Quelle est ta définition de la beauté ?

Ouch… C’est compliqué… Il y a la beauté qui me touche… et celle que je tente d’approcher quand je travaille. Ce ne sont pas les mêmes. Je suis toujours beaucoup plus bouleversé par les images que je ne saurais pas faire. Je suis, par exemple, fasciné par les photographes qui travaillent les corps « ordinaires » ou cassés, les « gueules ». C’est souvent d’une grâce absolue. C’est bouleversant. Mais j’en suis incapable. Pour des raisons qui m’échappent, j’ai besoin que les choses soient sophistiquées et extrêmement construites. En tous cas, la beauté n’a rien à voir avec un corps « idéal » répondant aux canons d’une époque.

Dans ta bio sur Instagram, tu écris que tu cherches des modèles. Quel type de garçons as-tu envie de photographier ?

C’est très simple : chaque garçon que je prends en photo appartient à mon idéal masculin. La palette est assez large, mais mes modèles ont en commun d’être habités par un mélange de grande douceur et de malice gourmande.

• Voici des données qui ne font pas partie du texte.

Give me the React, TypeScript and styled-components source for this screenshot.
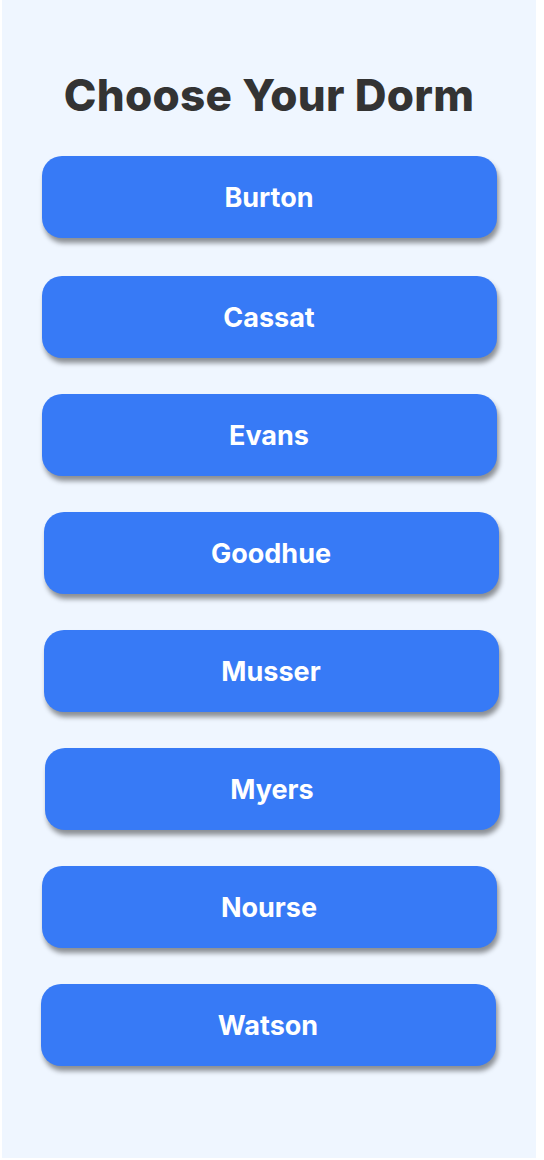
import React from "react";
import styled, { createGlobalStyle } from "styled-components";

const GlobalStyle = createGlobalStyle`
  html, body {
    margin: 0;
    padding: 0;
    background: #ffffff;
  }
  #root {
    min-height: 1160px;
  }
`;

const Page = styled.div`
  box-sizing: border-box;
  margin: 0 8px 0 2px;
  min-height: 1158px;
  background: #eff6ff;
  display: flex;
  flex-direction: column;
  align-items: center;
  padding-top: 67px;
  font-family: Inter, "Liberation Sans", sans-serif;
`;

const Title = styled.h1`
  margin: 0 0 32px;
  font-family: Inter, "Liberation Sans", sans-serif;
  font-weight: 800;
  font-size: 44px;
  line-height: 57px;
  color: #333333;
  letter-spacing: 0.3px;
`;

const List = styled.div`
  display: flex;
  flex-direction: column;
  gap: 36px;
  width: 455px;
`;

const DormButton = styled.button<{ $dx: number; $dy: number }>`
  box-sizing: border-box;
  height: 82px;
  width: 455px;
  margin-left: ${(p) => p.$dx}px;
  margin-top: ${(p) => p.$dy}px;
  border: none;
  border-radius: 20px;
  background: #377af6;
  color: #ffffff;
  font-family: Inter, "Liberation Sans", sans-serif;
  font-weight: 700;
  font-size: 27px;
  box-shadow: 2px 5px 5px rgba(0, 0, 0, 0.42);
  cursor: pointer;
  display: flex;
  align-items: center;
  justify-content: center;
`;

const dorms: [string, number, number][] = [
  ["Burton", 0, 0],
  ["Cassat", 0, 2],
  ["Evans", 0, 0],
  ["Goodhue", 2, 0],
  ["Musser", 2, 0],
  ["Myers", 3, 0],
  ["Nourse", 0, 0],
  ["Watson", -1, 0],
];

export default function App() {
  return (
    <>
      <GlobalStyle />
      <Page>
        <Title>Choose Your Dorm</Title>
        <List>
          {dorms.map(([name, dx, dy]) => (
            <DormButton key={name} $dx={dx} $dy={dy}>
              {name}
            </DormButton>
          ))}
        </List>
      </Page>
    </>
  );
}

Je pense souvent au personnage de Maxence dans Les Demoiselles de Rochefort qui a peint son idéal mais qui le cherche éperdument.  Moi, d’une certaine manière, je prends les miens en photos. En fait : je prends en photo des garçons qui m’inspirent. Tout simplement. Et j’adore ça.

Jérôme Pellerin-Moncler

L’iconographie religieuse est très présente dans ton travail. D’où ça vient ?

Je ne sais pas. Je me suis souvent posé la question car je ne suis pas croyant. Mais je sais que je suis envouté par la peinture et la sculpture religieuse depuis mon enfance. J’y vois plusieurs raisons possibles : un homoérotisme évident, auquel j’ai été sensible très tôt. Une iconographie très dramatisée, voire doloriste ou macabre. Un sens du tragique aussi, et du théâtre.

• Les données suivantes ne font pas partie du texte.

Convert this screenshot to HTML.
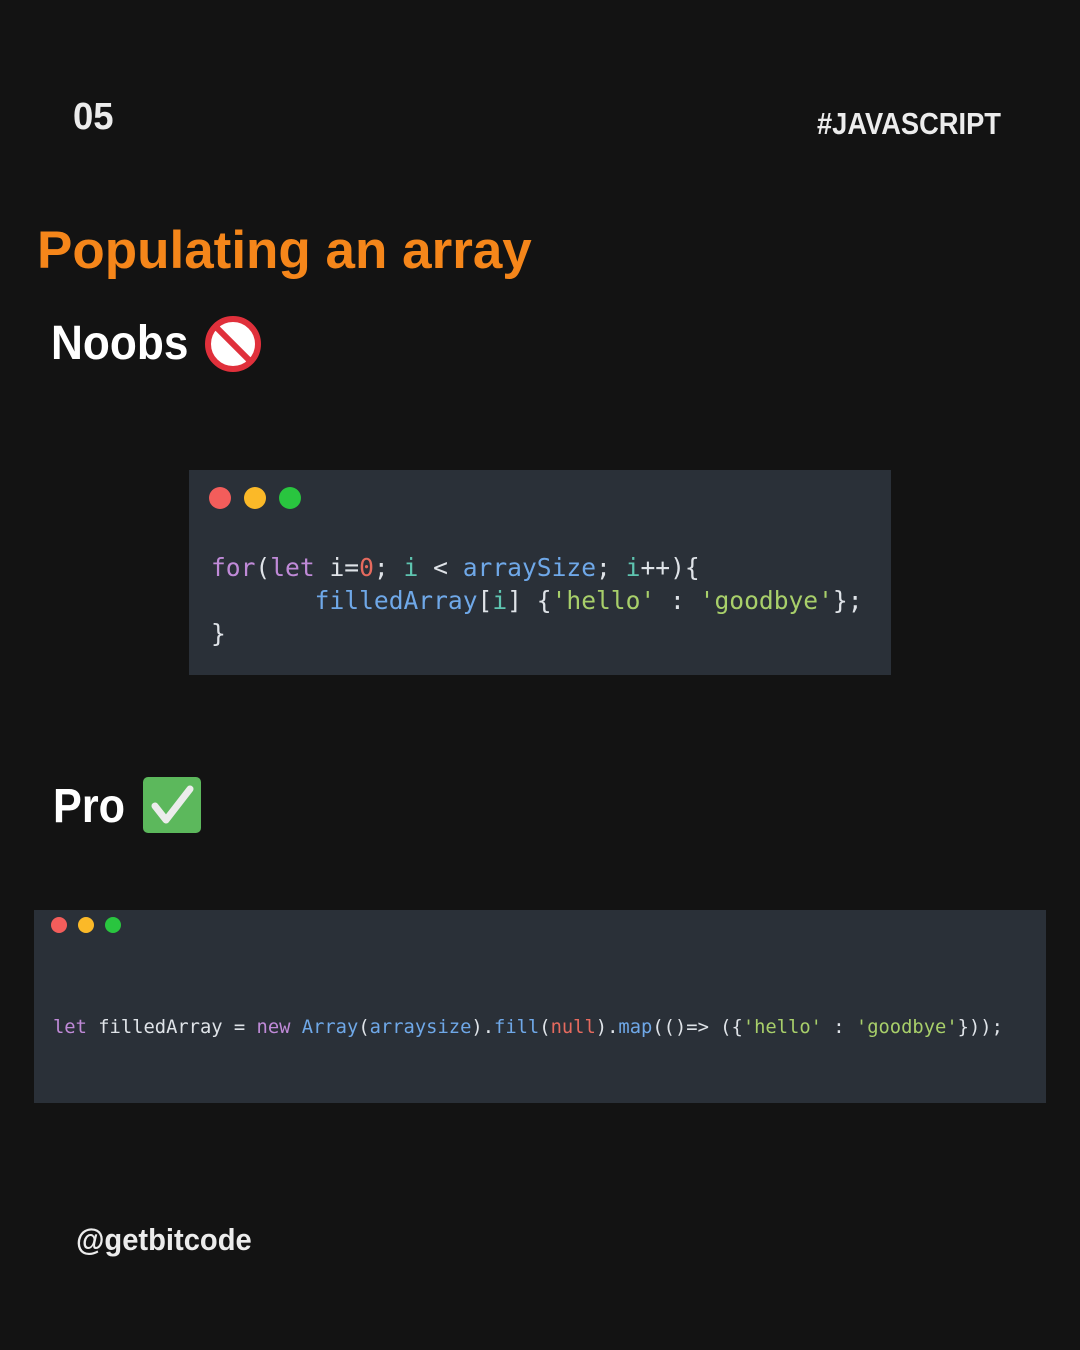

Crédits photo : Jérôme Pellerin-Moncler

Te considères-tu plus comme graphiste ou comme photographe ?

Je suis un graphiste qui fait des photos. C’est très exactement comme ça que je me suis toujours défini… d’autant que la photo a longtemps été un médium avec lequel j’entretenais des rapports contrariés. Même si je m’entends mieux avec elle aujourd’hui, la photographie reste souvent pensée comme le dessin ou la peinture. Et le travail que j’effectue en post-production s’apparente vraiment aux retouches que fait un peintre sur son tableau.

Tes modèles ont souvent des accessoires sur eux, chapeaux, fraise, voile… Comment construis-tu les histoires de tes photos ?

Les accessoires et les ornements des modèles ont une origine précise : les photos réalisées au début de mon travail étaient destinées à devenir des dessins ou des silhouettes. J’aime travailler ce qui relève de ce que j’appelle rapidement la « panoplie » (comme le déguisement d’un enfant : panoplie de pompier, de cowboy ou se super-héros). Travailler la figure du marin, du cowboy… pour les croiser (Batman et Zorro), les érotiser ou les dévier (le soldat en toile de Jouy, le marin avec sa fraise à rayures).

Quel est ton plus beau souvenir de photographie ?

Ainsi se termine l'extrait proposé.